Two new journal articles about the impact of peer review and assessment were recently published by Dr. Chris Schunn and Dr. Yong Wu.
The Effects of Providing and Receiving Peer Feedback on Writing Performance and Learning of Secondary School Students – American Educational Research Journal
“Research has shown that engaging students in peer feedback can help students revise documents and improve their writing skills. But the mechanistic pathways by which skills develop have remained untested: Does receiving and providing feedback lead to learning because it produces more extensive revision behavior or is such immediate implementation of feedback unnecessary? These pathways were tested through analyses of the relationships between feedback provided and received, feedback implemented and overall revisions, and improved writing quality in a new article. Overall, the number of revisions predicted growth in writing ability, and both amount of received and provided feedback were associated with being more likely to make revisions. However, providing feedback was also directly related to growth in writing ability.”

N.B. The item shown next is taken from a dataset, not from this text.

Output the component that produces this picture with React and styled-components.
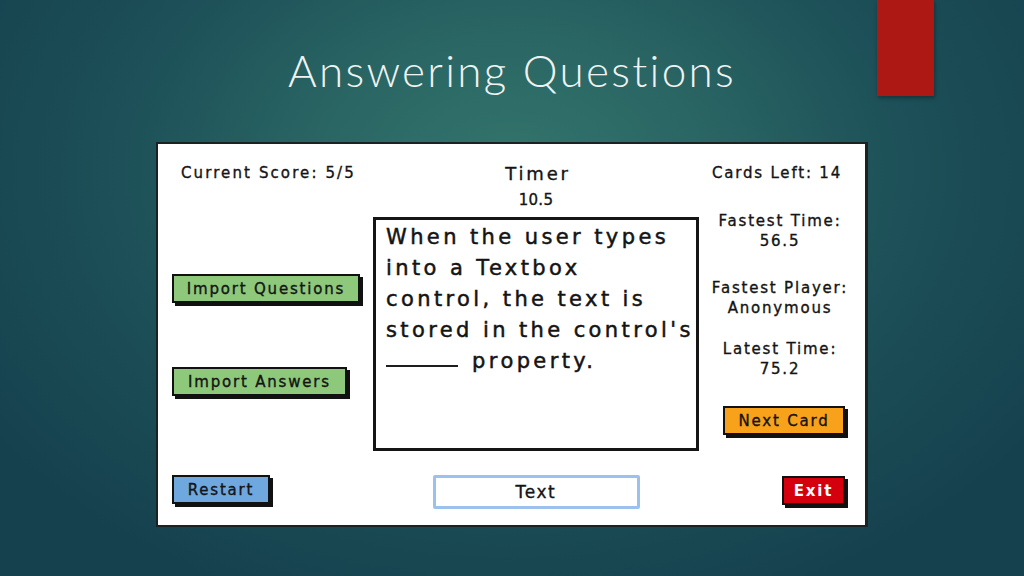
import React from 'react';
import styled, { createGlobalStyle } from 'styled-components';

const GlobalStyle = createGlobalStyle`
  html, body {
    margin: 0;
    padding: 0;
    background: #153f4c;
  }
  * {
    box-sizing: border-box;
  }
`;

const mock = `"DejaVu Sans", "Noto Sans", sans-serif`;

const questionLines = [
  'When the user types',
  'into a Textbox',
  'control, the text is',
  "stored in the control's",
];

const stats = [
  { label: 'Fastest Time:', value: '56.5', gap: 28 },
  { label: 'Fastest Player:', value: 'Anonymous', gap: 27 },
  { label: 'Latest Time:', value: '75.2', gap: 21 },
];

export default function App() {
  return (
    <>
      <GlobalStyle />
      <Slide>
        <Header>
          <Title>Answering Questions</Title>
          <Accent />
        </Header>

        <Mockup>
          <LeftColumn>
            <Score>Current Score: 5/5</Score>
            <MockButton $bg="#8dc87b" $width={188} $top={91}>
              Import Questions
            </MockButton>
            <MockButton $bg="#8dc87b" $width={175} $top={64}>
              Import Answers
            </MockButton>
            <MockButton $bg="#6fa7df" $width={98} $top={79}>
              Restart
            </MockButton>
          </LeftColumn>

          <CenterColumn>
            <TimerTitle>Timer</TimerTitle>
            <TimerValue>10.5</TimerValue>
            <QuestionCard>
              {questionLines.map((line, index) => (
                <QuestionLine key={index}>{line}</QuestionLine>
              ))}
              <QuestionLine>
                <Blank /> property.
              </QuestionLine>
            </QuestionCard>
            <AnswerBox>Text</AnswerBox>
          </CenterColumn>

          <RightColumn>
            <CardsLeft>Cards Left: 14</CardsLeft>
            {stats.map(stat => (
              <Stat key={stat.label} $top={stat.gap}>
                <Label>{stat.label}</Label>
                <Label>{stat.value}</Label>
              </Stat>
            ))}
            <MockButton $bg="#f8a21c" $width={122} $top={27} $right>
              Next Card
            </MockButton>
            <MockButton
              $bg="#d4000e"
              $width={63}
              $top={41}
              $right
              $light
            >
              Exit
            </MockButton>
          </RightColumn>
        </Mockup>
      </Slide>
    </>
  );
}

const Slide = styled.div`
  width: 1024px;
  height: 576px;
  overflow: hidden;
  display: flex;
  flex-direction: column;
  background: radial-gradient(
    ellipse 62% 80% at 50% 30%,
    #33756c 0%,
    #2a6664 30%,
    #1d5058 62%,
    #15414e 100%
  );
`;

const Header = styled.header`
  height: 142px;
  flex-shrink: 0;
  display: grid;
  grid-template-columns: 877px 57px 1fr;
  align-items: start;
`;

const Title = styled.h1`
  grid-column: 1 / -1;
  grid-row: 1;
  justify-self: center;
  margin: 0;
  padding-top: 48px;
  font-family: "Lato", "Open Sans", sans-serif;
  font-weight: 300;
  font-size: 44px;
  line-height: 44px;
  letter-spacing: 2.3px;
  color: #eef3f2;
`;

const Accent = styled.div`
  grid-column: 2;
  grid-row: 1;
  height: 96px;
  background: #ad1815;
  box-shadow: 1px 2px 4px rgba(0, 0, 0, 0.35);
`;

const Mockup = styled.section`
  margin-left: 156px;
  width: 712px;
  height: 385px;
  flex-shrink: 0;
  display: flex;
  background: #ffffff;
  border: 2px solid #1a2224;
  border-right-width: 3px;
  font-family: ${mock};
  color: #141414;
  -webkit-text-stroke: 0.35px #141414;
`;

const Column = styled.div`
  display: flex;
  flex-direction: column;
  padding-top: 19px;
`;

const LeftColumn = styled(Column)`
  width: 215px;
  flex-shrink: 0;
  padding-left: 14px;
  align-items: flex-start;
`;

const CenterColumn = styled(Column)`
  width: 326px;
  flex-shrink: 0;
  align-items: center;
`;

const RightColumn = styled(Column)`
  flex: 1;
  min-width: 0;
  padding-left: 16px;
  padding-right: 20px;
`;

const Label = styled.div`
  font-size: 15px;
  line-height: 20px;
  letter-spacing: 1.8px;
  white-space: nowrap;
`;

const Score = styled(Label)`
  margin-left: 9px;
  letter-spacing: 2.1px;
`;

const CardsLeft = styled(Label)`
  align-self: flex-end;
  margin-right: 3px;
`;

const Stat = styled.div`
  display: flex;
  flex-direction: column;
  align-items: center;
  margin-top: ${p => p.$top}px;
`;

const TimerTitle = styled.div`
  margin-left: 4px;
  font-size: 18px;
  line-height: 22px;
  letter-spacing: 2.8px;
`;

const TimerValue = styled.div`
  margin-top: 5px;
  font-size: 15px;
  line-height: 20px;
  letter-spacing: 0.3px;
`;

const QuestionCard = styled.div`
  align-self: stretch;
  height: 234px;
  margin-top: 7px;
  padding: 2px 6px 0 10px;
  border: 3px solid #151515;
  background: #fff;
`;

const QuestionLine = styled.div`
  font-size: 21px;
  line-height: 31px;
  letter-spacing: 3.4px;
  white-space: nowrap;
  -webkit-text-stroke: 0.5px #141414;
`;

const Blank = styled.span`
  display: inline-block;
  width: 72px;
  height: 2px;
  margin-right: 4px;
  vertical-align: 1px;
  background: #1e1e1e;
`;

const AnswerBox = styled.div`
  width: 207px;
  height: 34px;
  margin-top: 24px;
  display: flex;
  align-items: center;
  justify-content: center;
  border: 3px solid #9cc1ee;
  border-radius: 2px;
  font-size: 17px;
  letter-spacing: 1.6px;
`;

const MockButton = styled.div`
  width: ${p => p.$width}px;
  height: 29px;
  margin-top: ${p => p.$top}px;
  align-self: ${p => (p.$right ? 'flex-end' : 'flex-start')};
  display: flex;
  align-items: center;
  justify-content: center;
  background: ${p => p.$bg};
  border: 2px solid #111;
  box-shadow: 3px 3px 0 #111;
  font-size: 15px;
  font-weight: ${p => (p.$light ? 700 : 400)};
  letter-spacing: 1.8px;
  color: ${p => (p.$light ? '#ffffff' : '#141414')};
  -webkit-text-stroke: ${p => (p.$light ? '0' : '0.35px #141414')};
  white-space: nowrap;
`;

When peers agree, do students listen? The central role of feedback quality and feedback frequency in determining uptake of feedback – Contemporary Educational Psychology
“Prior research on the complex process of revision based upon peer feedback has focused on characteristics of each piece of feedback in isolation. Multipeer feedback allows for feedback to be repeated (or not), which could be a signal of feedback quality or be especially persuasive to peers. Separately, little research has examined how well peers select more impactful and accurate peer feedback in their revisions, whether repeated or not. We analyzed almost 2,000 peer comments received by 107 students in a secondary writing course in the US to determine whether feedback quality and feedback frequency predicted feedback implementation. Controlling for other feedback features and context factors, students were much more likely to implement feedback as both feedback quality and feedback frequency increased, surprisingly with no interaction (i.e., even low-quality comments were more likely to be implemented when repeated). However, low-quality comments often partially overlapped with high-quality comments, providing a potential explanation for the lack of an interaction. Finally, consideration of feedback frequency and feedback quality provides new insights into which feedback features are actually related to implementation. The results generally allay concerns about the blind-leading-the-blind in peer feedback as well as pushing for peer feedback arrangements that produce more overlapping comments.”